Re: TSAC: Very Low Bitrate Audio Compression

Reply #18
-q value(number of codebooks, which sets the quality and bit rate) vs Bitrate vs Encoding speed table, 44.1kHz music albums.
TSAC is capable of encoding music at about 17 times faster than the realtime in GPU GeForce RTX 3060.

commandlinebitrate (bps)encoding speed (x realtime in NVIDIA GeForce RTX 3060)
./tsac-2024-04-08-win64 --cuda -m dac_stereo_q8.bin -M tsac_stereo_q8.bin -q 1 c in.wav out.tsac55728.0
./tsac-2024-04-08-win64 --cuda -m dac_stereo_q8.bin -M tsac_stereo_q8.bin -q 2 c in.wav out.tsac114326.6
./tsac-2024-04-08-win64 --cuda -m dac_stereo_q8.bin -M tsac_stereo_q8.bin -q 3 c in.wav out.tsac174525.2
./tsac-2024-04-08-win64 --cuda -m dac_stereo_q8.bin -M tsac_stereo_q8.bin -q 4 c in.wav out.tsac238524.0
./tsac-2024-04-08-win64 --cuda -m dac_stereo_q8.bin -M tsac_stereo_q8.bin -q 5 c in.wav out.tsac303722.9
./tsac-2024-04-08-win64 --cuda -m dac_stereo_q8.bin -M tsac_stereo_q8.bin -q 6 c in.wav out.tsac368921.9
./tsac-2024-04-08-win64 --cuda -m dac_stereo_q8.bin -M tsac_stereo_q8.bin -q 7 c in.wav out.tsac433620.9
./tsac-2024-04-08-win64 --cuda -m dac_stereo_q8.bin -M tsac_stereo_q8.bin -q 8 c in.wav out.tsac498220.0
./tsac-2024-04-08-win64 --cuda -m dac_stereo_q8.bin -M tsac_stereo_q8.bin -q 9 c in.wav out.tsac561919.3
./tsac-2024-04-08-win64 --cuda -m dac_stereo_q8.bin -M tsac_stereo_q8.bin -q 10 c in.wav out.tsac625318.6
./tsac-2024-04-08-win64 --cuda -m dac_stereo_q8.bin -M tsac_stereo_q8.bin -q 11 c in.wav out.tsac687417.9
./tsac-2024-04-08-win64 --cuda -m dac_stereo_q8.bin -M tsac_stereo_q8.bin -q 12 c in.wav out.tsac749717.2

Re: TSAC: Very Low Bitrate Audio Compression

Reply #19
@Kamedo2

How is the decoding speed when CUDA is utilized. Software decoding is actually slower than encoding on my workstation.

----

I gave it a quick test yesterday (speech tests only). The quality is very impressive. No hallucinations noticed either. There was one case where not the clearest N sound (like the one here) sounded closer to an L. But that can be attributed to bit starvation, and the subtle issue goes away at higher qualities.

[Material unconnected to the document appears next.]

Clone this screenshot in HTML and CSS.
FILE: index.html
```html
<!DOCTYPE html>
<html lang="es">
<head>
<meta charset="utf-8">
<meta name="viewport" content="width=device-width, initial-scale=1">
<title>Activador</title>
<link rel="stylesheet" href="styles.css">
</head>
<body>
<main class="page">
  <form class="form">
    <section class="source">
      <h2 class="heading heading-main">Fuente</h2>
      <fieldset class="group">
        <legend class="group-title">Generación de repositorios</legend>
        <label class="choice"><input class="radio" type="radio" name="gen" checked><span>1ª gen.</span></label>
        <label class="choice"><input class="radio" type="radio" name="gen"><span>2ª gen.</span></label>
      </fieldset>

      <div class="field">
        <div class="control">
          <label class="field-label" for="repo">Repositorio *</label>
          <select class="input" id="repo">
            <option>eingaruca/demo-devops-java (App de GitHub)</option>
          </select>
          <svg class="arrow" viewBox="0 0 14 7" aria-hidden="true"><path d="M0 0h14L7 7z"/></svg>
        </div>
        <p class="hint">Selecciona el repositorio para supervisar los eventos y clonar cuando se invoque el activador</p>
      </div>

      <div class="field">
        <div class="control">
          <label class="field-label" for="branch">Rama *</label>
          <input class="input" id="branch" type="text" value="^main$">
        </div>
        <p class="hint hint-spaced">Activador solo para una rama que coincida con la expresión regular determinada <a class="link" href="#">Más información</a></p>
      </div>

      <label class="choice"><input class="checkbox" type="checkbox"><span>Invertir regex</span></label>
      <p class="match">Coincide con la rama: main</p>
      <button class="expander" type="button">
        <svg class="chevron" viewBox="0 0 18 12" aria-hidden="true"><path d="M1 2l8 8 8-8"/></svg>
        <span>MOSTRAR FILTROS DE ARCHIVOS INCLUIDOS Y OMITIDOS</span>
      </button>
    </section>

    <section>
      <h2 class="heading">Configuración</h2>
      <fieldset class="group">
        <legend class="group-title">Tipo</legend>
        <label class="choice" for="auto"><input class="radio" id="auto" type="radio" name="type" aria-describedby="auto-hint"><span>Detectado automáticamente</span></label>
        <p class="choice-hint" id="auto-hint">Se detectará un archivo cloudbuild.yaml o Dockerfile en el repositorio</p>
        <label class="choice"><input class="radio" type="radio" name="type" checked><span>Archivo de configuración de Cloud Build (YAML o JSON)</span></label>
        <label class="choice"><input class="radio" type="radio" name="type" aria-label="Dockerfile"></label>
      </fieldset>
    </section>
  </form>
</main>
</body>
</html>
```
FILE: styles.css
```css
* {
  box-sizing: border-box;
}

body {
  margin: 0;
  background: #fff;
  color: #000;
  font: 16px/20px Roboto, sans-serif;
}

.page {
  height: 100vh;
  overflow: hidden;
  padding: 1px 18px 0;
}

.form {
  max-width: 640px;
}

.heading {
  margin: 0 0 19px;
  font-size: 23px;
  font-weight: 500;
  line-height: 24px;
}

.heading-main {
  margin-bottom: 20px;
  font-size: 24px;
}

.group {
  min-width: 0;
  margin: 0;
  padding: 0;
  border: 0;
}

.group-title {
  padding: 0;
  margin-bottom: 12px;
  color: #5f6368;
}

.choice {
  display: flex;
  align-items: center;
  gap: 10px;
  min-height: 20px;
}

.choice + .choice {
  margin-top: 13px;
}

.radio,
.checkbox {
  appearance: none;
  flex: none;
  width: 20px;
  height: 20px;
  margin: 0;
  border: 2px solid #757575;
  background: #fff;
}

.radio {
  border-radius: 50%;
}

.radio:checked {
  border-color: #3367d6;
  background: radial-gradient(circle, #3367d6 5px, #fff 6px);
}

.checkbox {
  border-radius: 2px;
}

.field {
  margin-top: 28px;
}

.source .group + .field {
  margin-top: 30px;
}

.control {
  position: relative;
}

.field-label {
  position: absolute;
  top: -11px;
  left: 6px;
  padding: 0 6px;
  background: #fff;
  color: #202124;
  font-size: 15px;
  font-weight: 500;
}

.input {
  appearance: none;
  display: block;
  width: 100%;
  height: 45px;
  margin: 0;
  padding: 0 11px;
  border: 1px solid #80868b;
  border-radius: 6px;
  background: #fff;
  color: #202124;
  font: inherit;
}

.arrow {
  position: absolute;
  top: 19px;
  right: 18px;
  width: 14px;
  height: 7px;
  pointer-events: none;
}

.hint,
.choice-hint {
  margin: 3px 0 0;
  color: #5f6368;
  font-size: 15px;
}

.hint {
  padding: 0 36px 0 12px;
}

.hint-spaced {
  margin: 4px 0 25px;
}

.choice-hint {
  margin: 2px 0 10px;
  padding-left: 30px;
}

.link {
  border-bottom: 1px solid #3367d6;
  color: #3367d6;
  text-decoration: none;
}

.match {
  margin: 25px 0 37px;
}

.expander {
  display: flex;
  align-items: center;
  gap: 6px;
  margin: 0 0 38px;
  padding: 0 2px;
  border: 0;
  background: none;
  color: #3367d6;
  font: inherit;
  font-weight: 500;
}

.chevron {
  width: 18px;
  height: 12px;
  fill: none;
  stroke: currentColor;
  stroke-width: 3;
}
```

Comparing lower bitrate encodes against LPCNet, and higher bitrate ones against Opus with new ML decoding, and the difference is night and day. But LPCNet and Opus are bounded by practicality and format compatibility, so the comparison is not really fair!

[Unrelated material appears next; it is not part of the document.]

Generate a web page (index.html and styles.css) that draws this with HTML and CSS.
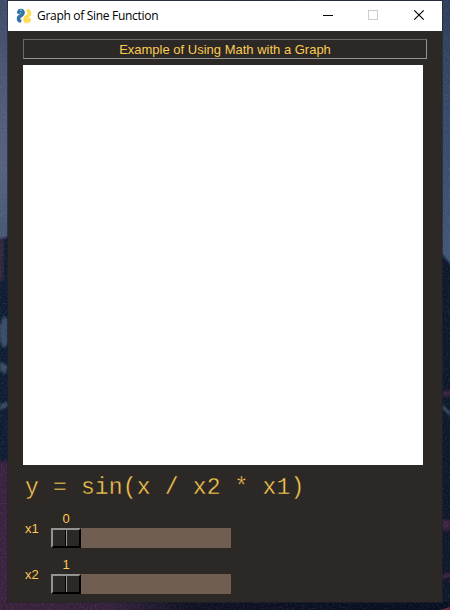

Re: TSAC: Very Low Bitrate Audio Compression

Reply #20
Hmmm, what about Turing support? OpenCL?

Re: TSAC: Very Low Bitrate Audio Compression

Reply #21
Quote
It's a pity to realize that TSAC needs a lot of computing power. Why?

I'll take the exceptionally obvious bait, because why not:

Sometimes its nice to program something just to see if something is possible, without any regard to how its supposedly meant to be done by others. Sometimes coding can be a creative exercise to solve a particular problem with completely random out of the box solutions. Such as requiring AVX2 or even GPGPU methods. Or sometimes programming something without actual needed care for resources because it works for yourself fine is enough of a reason. Considering who wrote TSAC, no doubt it was one such exercise, like thier other mini projects.

Case in point: one of my personal things which requires GL4.6/GLES2, Windows 10/modern Linux, C++20, SSE4/NEON etc. I do it because its intended for me only and my stuff runs it just fine. Even a old Linux box and RPI4.

Re: TSAC: Very Low Bitrate Audio Compression

Reply #22
[edit]Also attached the encoded tsac file so that @fooball can have some idea about file size.
Thanks... but I had no idea my question had been answered (until I happened to chance on it now).  Updating something up-thread doesn't get flagged up.

100x compression is incredible!
It's your privilege to disagree, but that doesn't make you right and me wrong.